The share market is a platform to make your money work for you. Many people have made wealth on this platform while many have lost theirs. So, if you are a beginner, you must make a smart strategy to actually achieve your goals and avoid losses.
Here in this post, we will outline some important points, tips, and common mistakes of investment in the share market that will help you become a smart investor. So, make a cup of tea and find a peaceful place. Let’s get started!
Important Share Market Investment Tips
Here are some tips, points and common mistakes to avoid if you are a beginner investor.
1. Start With a Clear Financial Goal: Having clear financial goals in mind helps in assessing your progress. Before you start investing, make sure you have defined your financial goals.
Whether it is buying a house, planning for retirement, or saving for a vacation, having a clear goal is a must. It will help you determine where to invest and how much to invest.
2. Assess Your Risk Tolerance: You should know that higher-risk investments have the potential to produce higher returns but they can also lead to losing your money. Don’t worry! there are different investment instruments that come with varying degrees of risk.
You need to measure your risk tolerance capacity before you make a decision to invest in a particular investment instrument. You need to determine how much risk you are comfortable taking on.
3. Start Small: Don’t invest all your savings at once. Start with a small amount you can comfortably take risks on. If you want to invest in stocks, start investing in penny stocks with good growth potential.

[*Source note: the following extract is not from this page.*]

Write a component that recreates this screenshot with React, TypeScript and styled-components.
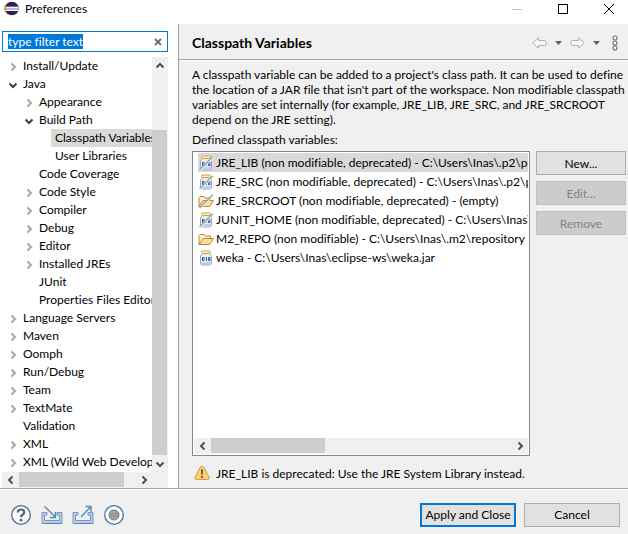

You can also start with low-risk investment options such as bonds, ETFs or mutual funds.
4. Diversify Your Portfolio: Don’t put all your eggs in one basket. Instead, with increasing your knowledge, start investing in different stocks and instruments. Diversifying your portfolio prevents your money from being submerged.
There are various attractive options to invest in. You can choose the ones you feel confident about. But avoid diversifying your portfolio too much else you will face difficulty in managing it.
5. Avoid Emotional Investing: Do not make any investment decisions based on your emotions. Sometimes news or any other incidents drive the stock market to show volatility. It is because of Investor sentiment.
Remember, stock markets show volatility in short term. Avoid being emotional and making foolish decisions.
6. Stay Informed: Stay up-to-date on financial news and market trends. This information can help you make informed investment decisions and adjust your strategies as needed.
This habit will also improve your knowledge of different types of factors that affect the stock market. Some factors affect the share market positively while others negatively.
7. Keep An Eye On Fees: Investment fees can eat into your returns over time. Make sure you understand the fees associated with the instruments you’re investing in and choose low-cost options where possible.
8. Don’t Try to Time The Market: It’s impossible to predict the market’s ups and downs accurately. Instead, focus on long-term investing and ignore short-term market fluctuations.
Overall, investment is a long-term game. It’s essential to do your research, diversify your portfolio, and invest for the long term. Patience and discipline are essential. With the right approach and mindset, you can build a solid investment portfolio that can help you achieve your financial goals.